▶ **Data segment**:
## START

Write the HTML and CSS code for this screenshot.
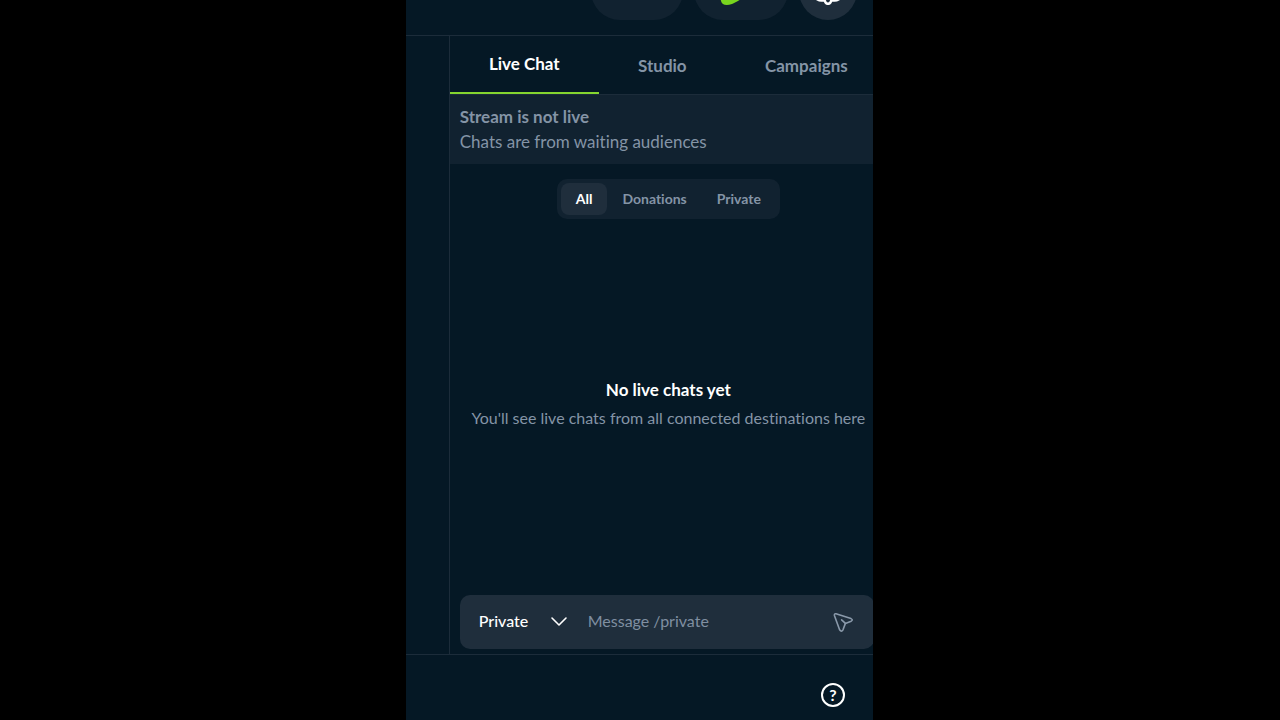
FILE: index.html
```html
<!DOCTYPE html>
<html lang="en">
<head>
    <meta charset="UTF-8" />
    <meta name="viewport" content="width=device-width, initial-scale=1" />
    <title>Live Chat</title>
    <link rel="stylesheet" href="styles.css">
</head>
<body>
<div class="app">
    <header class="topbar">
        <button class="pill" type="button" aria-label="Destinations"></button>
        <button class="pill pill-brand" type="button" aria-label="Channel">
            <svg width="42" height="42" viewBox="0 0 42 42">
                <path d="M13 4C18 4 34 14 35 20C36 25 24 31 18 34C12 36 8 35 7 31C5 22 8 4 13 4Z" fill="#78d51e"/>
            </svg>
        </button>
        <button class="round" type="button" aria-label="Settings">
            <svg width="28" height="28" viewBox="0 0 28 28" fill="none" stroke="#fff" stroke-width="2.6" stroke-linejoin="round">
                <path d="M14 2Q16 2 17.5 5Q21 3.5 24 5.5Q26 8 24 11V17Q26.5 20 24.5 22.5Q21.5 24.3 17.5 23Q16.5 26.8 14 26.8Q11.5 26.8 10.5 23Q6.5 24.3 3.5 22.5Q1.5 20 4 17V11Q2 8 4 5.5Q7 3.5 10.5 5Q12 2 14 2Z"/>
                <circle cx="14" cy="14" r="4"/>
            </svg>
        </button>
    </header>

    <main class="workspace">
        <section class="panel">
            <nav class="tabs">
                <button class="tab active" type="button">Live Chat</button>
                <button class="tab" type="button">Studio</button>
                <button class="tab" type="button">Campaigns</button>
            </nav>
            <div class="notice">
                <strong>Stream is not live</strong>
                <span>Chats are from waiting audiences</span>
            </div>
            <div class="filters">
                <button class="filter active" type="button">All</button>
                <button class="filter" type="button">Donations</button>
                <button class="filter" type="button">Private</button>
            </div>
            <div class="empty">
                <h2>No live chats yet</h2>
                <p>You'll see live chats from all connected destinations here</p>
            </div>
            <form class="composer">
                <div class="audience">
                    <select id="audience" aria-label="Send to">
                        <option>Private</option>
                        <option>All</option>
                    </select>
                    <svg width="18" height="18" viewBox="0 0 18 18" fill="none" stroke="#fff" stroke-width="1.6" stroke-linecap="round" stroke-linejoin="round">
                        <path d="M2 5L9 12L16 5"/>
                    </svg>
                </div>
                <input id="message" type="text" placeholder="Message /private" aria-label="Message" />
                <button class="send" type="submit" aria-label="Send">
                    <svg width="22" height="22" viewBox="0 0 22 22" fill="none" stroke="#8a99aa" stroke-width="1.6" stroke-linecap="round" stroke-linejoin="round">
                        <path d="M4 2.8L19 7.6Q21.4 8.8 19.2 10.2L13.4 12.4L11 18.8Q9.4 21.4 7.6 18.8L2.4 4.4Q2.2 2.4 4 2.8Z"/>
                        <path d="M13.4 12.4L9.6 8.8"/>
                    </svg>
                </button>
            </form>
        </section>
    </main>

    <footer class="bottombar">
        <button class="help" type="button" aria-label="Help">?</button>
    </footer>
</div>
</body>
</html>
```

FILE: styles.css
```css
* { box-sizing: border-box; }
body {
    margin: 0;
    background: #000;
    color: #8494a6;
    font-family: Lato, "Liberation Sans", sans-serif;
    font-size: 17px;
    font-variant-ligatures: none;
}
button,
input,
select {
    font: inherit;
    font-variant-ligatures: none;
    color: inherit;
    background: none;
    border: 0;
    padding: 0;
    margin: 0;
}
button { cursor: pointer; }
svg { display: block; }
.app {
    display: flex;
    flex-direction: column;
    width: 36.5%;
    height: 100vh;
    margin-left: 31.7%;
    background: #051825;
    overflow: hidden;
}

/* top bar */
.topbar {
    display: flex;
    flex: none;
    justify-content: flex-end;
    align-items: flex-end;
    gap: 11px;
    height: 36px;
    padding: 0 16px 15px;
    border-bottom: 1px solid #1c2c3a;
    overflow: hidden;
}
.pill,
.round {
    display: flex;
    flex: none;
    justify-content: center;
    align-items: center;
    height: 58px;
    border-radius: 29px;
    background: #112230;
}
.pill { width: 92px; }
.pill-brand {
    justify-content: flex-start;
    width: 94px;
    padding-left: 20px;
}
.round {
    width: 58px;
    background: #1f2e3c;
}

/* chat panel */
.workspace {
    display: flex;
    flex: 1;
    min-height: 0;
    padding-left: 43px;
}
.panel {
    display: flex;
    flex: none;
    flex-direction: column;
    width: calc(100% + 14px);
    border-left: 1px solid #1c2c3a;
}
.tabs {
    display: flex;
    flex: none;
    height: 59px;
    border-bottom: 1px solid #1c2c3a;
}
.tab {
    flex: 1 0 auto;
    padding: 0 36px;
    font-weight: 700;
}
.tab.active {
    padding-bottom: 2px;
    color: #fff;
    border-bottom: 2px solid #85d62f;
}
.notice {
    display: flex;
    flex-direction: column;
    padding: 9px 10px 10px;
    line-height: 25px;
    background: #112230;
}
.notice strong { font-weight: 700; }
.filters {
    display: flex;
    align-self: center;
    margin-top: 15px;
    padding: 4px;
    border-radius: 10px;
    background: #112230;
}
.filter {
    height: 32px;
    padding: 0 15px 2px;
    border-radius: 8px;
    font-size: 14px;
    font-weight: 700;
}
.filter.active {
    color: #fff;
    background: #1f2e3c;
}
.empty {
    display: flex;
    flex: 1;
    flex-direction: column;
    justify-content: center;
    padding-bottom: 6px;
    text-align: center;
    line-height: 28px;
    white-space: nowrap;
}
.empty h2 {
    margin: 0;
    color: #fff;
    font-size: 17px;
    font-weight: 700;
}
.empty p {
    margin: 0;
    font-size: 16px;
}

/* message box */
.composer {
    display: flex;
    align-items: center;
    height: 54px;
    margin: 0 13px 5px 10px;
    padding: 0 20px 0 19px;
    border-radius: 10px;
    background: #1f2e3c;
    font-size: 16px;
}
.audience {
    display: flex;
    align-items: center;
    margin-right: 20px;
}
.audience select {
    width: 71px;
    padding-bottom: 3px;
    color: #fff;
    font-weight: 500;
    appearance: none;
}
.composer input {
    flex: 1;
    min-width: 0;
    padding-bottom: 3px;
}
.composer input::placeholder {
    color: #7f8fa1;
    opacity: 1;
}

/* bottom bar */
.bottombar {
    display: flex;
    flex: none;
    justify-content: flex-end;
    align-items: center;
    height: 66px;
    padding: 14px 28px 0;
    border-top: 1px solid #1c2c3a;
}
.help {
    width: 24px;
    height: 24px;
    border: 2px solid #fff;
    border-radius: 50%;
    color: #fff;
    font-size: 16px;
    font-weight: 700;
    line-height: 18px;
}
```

## END

▶ **Exercise task**: Go through the listing above and write it out again exactly, dropping the pictures.

▶ **Finished task**:
Write the HTML and CSS code for this screenshot.
FILE: index.html
```html
<!DOCTYPE html>
<html lang="en">
<head>
    <meta charset="UTF-8" />
    <meta name="viewport" content="width=device-width, initial-scale=1" />
    <title>Live Chat</title>
    <link rel="stylesheet" href="styles.css">
</head>
<body>
<div class="app">
    <header class="topbar">
        <button class="pill" type="button" aria-label="Destinations"></button>
        <button class="pill pill-brand" type="button" aria-label="Channel">
            <svg width="42" height="42" viewBox="0 0 42 42">
                <path d="M13 4C18 4 34 14 35 20C36 25 24 31 18 34C12 36 8 35 7 31C5 22 8 4 13 4Z" fill="#78d51e"/>
            </svg>
        </button>
        <button class="round" type="button" aria-label="Settings">
            <svg width="28" height="28" viewBox="0 0 28 28" fill="none" stroke="#fff" stroke-width="2.6" stroke-linejoin="round">
                <path d="M14 2Q16 2 17.5 5Q21 3.5 24 5.5Q26 8 24 11V17Q26.5 20 24.5 22.5Q21.5 24.3 17.5 23Q16.5 26.8 14 26.8Q11.5 26.8 10.5 23Q6.5 24.3 3.5 22.5Q1.5 20 4 17V11Q2 8 4 5.5Q7 3.5 10.5 5Q12 2 14 2Z"/>
                <circle cx="14" cy="14" r="4"/>
            </svg>
        </button>
    </header>

    <main class="workspace">
        <section class="panel">
            <nav class="tabs">
                <button class="tab active" type="button">Live Chat</button>
                <button class="tab" type="button">Studio</button>
                <button class="tab" type="button">Campaigns</button>
            </nav>
            <div class="notice">
                <strong>Stream is not live</strong>
                <span>Chats are from waiting audiences</span>
            </div>
            <div class="filters">
                <button class="filter active" type="button">All</button>
                <button class="filter" type="button">Donations</button>
                <button class="filter" type="button">Private</button>
            </div>
            <div class="empty">
                <h2>No live chats yet</h2>
                <p>You'll see live chats from all connected destinations here</p>
            </div>
            <form class="composer">
                <div class="audience">
                    <select id="audience" aria-label="Send to">
                        <option>Private</option>
                        <option>All</option>
                    </select>
                    <svg width="18" height="18" viewBox="0 0 18 18" fill="none" stroke="#fff" stroke-width="1.6" stroke-linecap="round" stroke-linejoin="round">
                        <path d="M2 5L9 12L16 5"/>
                    </svg>
                </div>
                <input id="message" type="text" placeholder="Message /private" aria-label="Message" />
                <button class="send" type="submit" aria-label="Send">
                    <svg width="22" height="22" viewBox="0 0 22 22" fill="none" stroke="#8a99aa" stroke-width="1.6" stroke-linecap="round" stroke-linejoin="round">
                        <path d="M4 2.8L19 7.6Q21.4 8.8 19.2 10.2L13.4 12.4L11 18.8Q9.4 21.4 7.6 18.8L2.4 4.4Q2.2 2.4 4 2.8Z"/>
                        <path d="M13.4 12.4L9.6 8.8"/>
                    </svg>
                </button>
            </form>
        </section>
    </main>

    <footer class="bottombar">
        <button class="help" type="button" aria-label="Help">?</button>
    </footer>
</div>
</body>
</html>
```

FILE: styles.css
```css
* { box-sizing: border-box; }
body {
    margin: 0;
    background: #000;
    color: #8494a6;
    font-family: Lato, "Liberation Sans", sans-serif;
    font-size: 17px;
    font-variant-ligatures: none;
}
button,
input,
select {
    font: inherit;
    font-variant-ligatures: none;
    color: inherit;
    background: none;
    border: 0;
    padding: 0;
    margin: 0;
}
button { cursor: pointer; }
svg { display: block; }
.app {
    display: flex;
    flex-direction: column;
    width: 36.5%;
    height: 100vh;
    margin-left: 31.7%;
    background: #051825;
    overflow: hidden;
}

/* top bar */
.topbar {
    display: flex;
    flex: none;
    justify-content: flex-end;
    align-items: flex-end;
    gap: 11px;
    height: 36px;
    padding: 0 16px 15px;
    border-bottom: 1px solid #1c2c3a;
    overflow: hidden;
}
.pill,
.round {
    display: flex;
    flex: none;
    justify-content: center;
    align-items: center;
    height: 58px;
    border-radius: 29px;
    background: #112230;
}
.pill { width: 92px; }
.pill-brand {
    justify-content: flex-start;
    width: 94px;
    padding-left: 20px;
}
.round {
    width: 58px;
    background: #1f2e3c;
}

/* chat panel */
.workspace {
    display: flex;
    flex: 1;
    min-height: 0;
    padding-left: 43px;
}
.panel {
    display: flex;
    flex: none;
    flex-direction: column;
    width: calc(100% + 14px);
    border-left: 1px solid #1c2c3a;
}
.tabs {
    display: flex;
    flex: none;
    height: 59px;
    border-bottom: 1px solid #1c2c3a;
}
.tab {
    flex: 1 0 auto;
    padding: 0 36px;
    font-weight: 700;
}
.tab.active {
    padding-bottom: 2px;
    color: #fff;
    border-bottom: 2px solid #85d62f;
}
.notice {
    display: flex;
    flex-direction: column;
    padding: 9px 10px 10px;
    line-height: 25px;
    background: #112230;
}
.notice strong { font-weight: 700; }
.filters {
    display: flex;
    align-self: center;
    margin-top: 15px;
    padding: 4px;
    border-radius: 10px;
    background: #112230;
}
.filter {
    height: 32px;
    padding: 0 15px 2px;
    border-radius: 8px;
    font-size: 14px;
    font-weight: 700;
}
.filter.active {
    color: #fff;
    background: #1f2e3c;
}
.empty {
    display: flex;
    flex: 1;
    flex-direction: column;
    justify-content: center;
    padding-bottom: 6px;
    text-align: center;
    line-height: 28px;
    white-space: nowrap;
}
.empty h2 {
    margin: 0;
    color: #fff;
    font-size: 17px;
    font-weight: 700;
}
.empty p {
    margin: 0;
    font-size: 16px;
}

/* message box */
.composer {
    display: flex;
    align-items: center;
    height: 54px;
    margin: 0 13px 5px 10px;
    padding: 0 20px 0 19px;
    border-radius: 10px;
    background: #1f2e3c;
    font-size: 16px;
}
.audience {
    display: flex;
    align-items: center;
    margin-right: 20px;
}
.audience select {
    width: 71px;
    padding-bottom: 3px;
    color: #fff;
    font-weight: 500;
    appearance: none;
}
.composer input {
    flex: 1;
    min-width: 0;
    padding-bottom: 3px;
}
.composer input::placeholder {
    color: #7f8fa1;
    opacity: 1;
}

/* bottom bar */
.bottombar {
    display: flex;
    flex: none;
    justify-content: flex-end;
    align-items: center;
    height: 66px;
    padding: 14px 28px 0;
    border-top: 1px solid #1c2c3a;
}
.help {
    width: 24px;
    height: 24px;
    border: 2px solid #fff;
    border-radius: 50%;
    color: #fff;
    font-size: 16px;
    font-weight: 700;
    line-height: 18px;
}
```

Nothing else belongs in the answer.